--- Begin ---

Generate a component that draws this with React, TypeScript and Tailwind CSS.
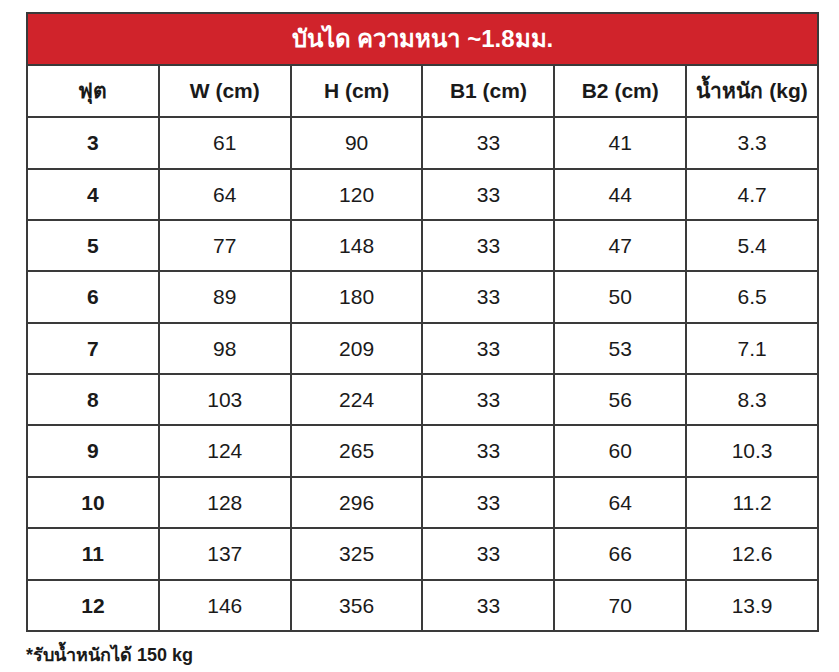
import React from 'react';

const rows = [
  ['3', '61', '90', '33', '41', '3.3'],
  ['4', '64', '120', '33', '44', '4.7'],
  ['5', '77', '148', '33', '47', '5.4'],
  ['6', '89', '180', '33', '50', '6.5'],
  ['7', '98', '209', '33', '53', '7.1'],
  ['8', '103', '224', '33', '56', '8.3'],
  ['9', '124', '265', '33', '60', '10.3'],
  ['10', '128', '296', '33', '64', '11.2'],
  ['11', '137', '325', '33', '66', '12.6'],
  ['12', '146', '356', '33', '70', '13.9'],
];

const heads = ['ฟุต', 'W (cm)', 'H (cm)', 'B1 (cm)', 'B2 (cm)', 'น้ำหนัก (kg)'];

// row heights alternate so the grid lines land where the picture has them
const tall = [true, false, false, true, false, false, true, false, true, false];

export default function App() {
  return (
    <div className="w-[839px] h-[672px] bg-white pl-[26px] pt-[12px] font-['Liberation_Sans',sans-serif] text-[#1a1a1a]">
      <table className="w-[793px] border-collapse table-fixed">
        <thead>
          <tr className="h-[52px]">
            <th colSpan={6} className="bg-[#d0232b] text-white text-[24px] font-bold border-2 border-[#3a3a3a]">
              บันได ความหนา ~1.8มม.
            </th>
          </tr>
          <tr className="h-[52px]">
            {heads.map((h) => (
              <th key={h} className="border-2 border-[#3a3a3a] text-[21px] font-bold">
                {h}
              </th>
            ))}
          </tr>
        </thead>
        <tbody>
          {rows.map((r, ri) => (
            <tr key={r[0]} className={tall[ri] ? 'h-[52px]' : 'h-[51px]'}>
              {r.map((c, i) => (
                <td
                  key={i}
                  className={`border-2 border-[#3a3a3a] text-center text-[21px] ${i === 0 ? 'font-bold' : 'font-normal'}`}
                >
                  {c}
                </td>
              ))}
            </tr>
          ))}
        </tbody>
      </table>
      <p className="mt-[10px] text-[18px] font-bold">*รับน้ำหนักได้ 150 kg</p>
    </div>
  );
}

--- End ---

Reproduce the material in full, word for word, and omit the pictures.

Generate a component that draws this with React, TypeScript and Tailwind CSS.
import React from 'react';

const rows = [
  ['3', '61', '90', '33', '41', '3.3'],
  ['4', '64', '120', '33', '44', '4.7'],
  ['5', '77', '148', '33', '47', '5.4'],
  ['6', '89', '180', '33', '50', '6.5'],
  ['7', '98', '209', '33', '53', '7.1'],
  ['8', '103', '224', '33', '56', '8.3'],
  ['9', '124', '265', '33', '60', '10.3'],
  ['10', '128', '296', '33', '64', '11.2'],
  ['11', '137', '325', '33', '66', '12.6'],
  ['12', '146', '356', '33', '70', '13.9'],
];

const heads = ['ฟุต', 'W (cm)', 'H (cm)', 'B1 (cm)', 'B2 (cm)', 'น้ำหนัก (kg)'];

// row heights alternate so the grid lines land where the picture has them
const tall = [true, false, false, true, false, false, true, false, true, false];

export default function App() {
  return (
    <div className="w-[839px] h-[672px] bg-white pl-[26px] pt-[12px] font-['Liberation_Sans',sans-serif] text-[#1a1a1a]">
      <table className="w-[793px] border-collapse table-fixed">
        <thead>
          <tr className="h-[52px]">
            <th colSpan={6} className="bg-[#d0232b] text-white text-[24px] font-bold border-2 border-[#3a3a3a]">
              บันได ความหนา ~1.8มม.
            </th>
          </tr>
          <tr className="h-[52px]">
            {heads.map((h) => (
              <th key={h} className="border-2 border-[#3a3a3a] text-[21px] font-bold">
                {h}
              </th>
            ))}
          </tr>
        </thead>
        <tbody>
          {rows.map((r, ri) => (
            <tr key={r[0]} className={tall[ri] ? 'h-[52px]' : 'h-[51px]'}>
              {r.map((c, i) => (
                <td
                  key={i}
                  className={`border-2 border-[#3a3a3a] text-center text-[21px] ${i === 0 ? 'font-bold' : 'font-normal'}`}
                >
                  {c}
                </td>
              ))}
            </tr>
          ))}
        </tbody>
      </table>
      <p className="mt-[10px] text-[18px] font-bold">*รับน้ำหนักได้ 150 kg</p>
    </div>
  );
}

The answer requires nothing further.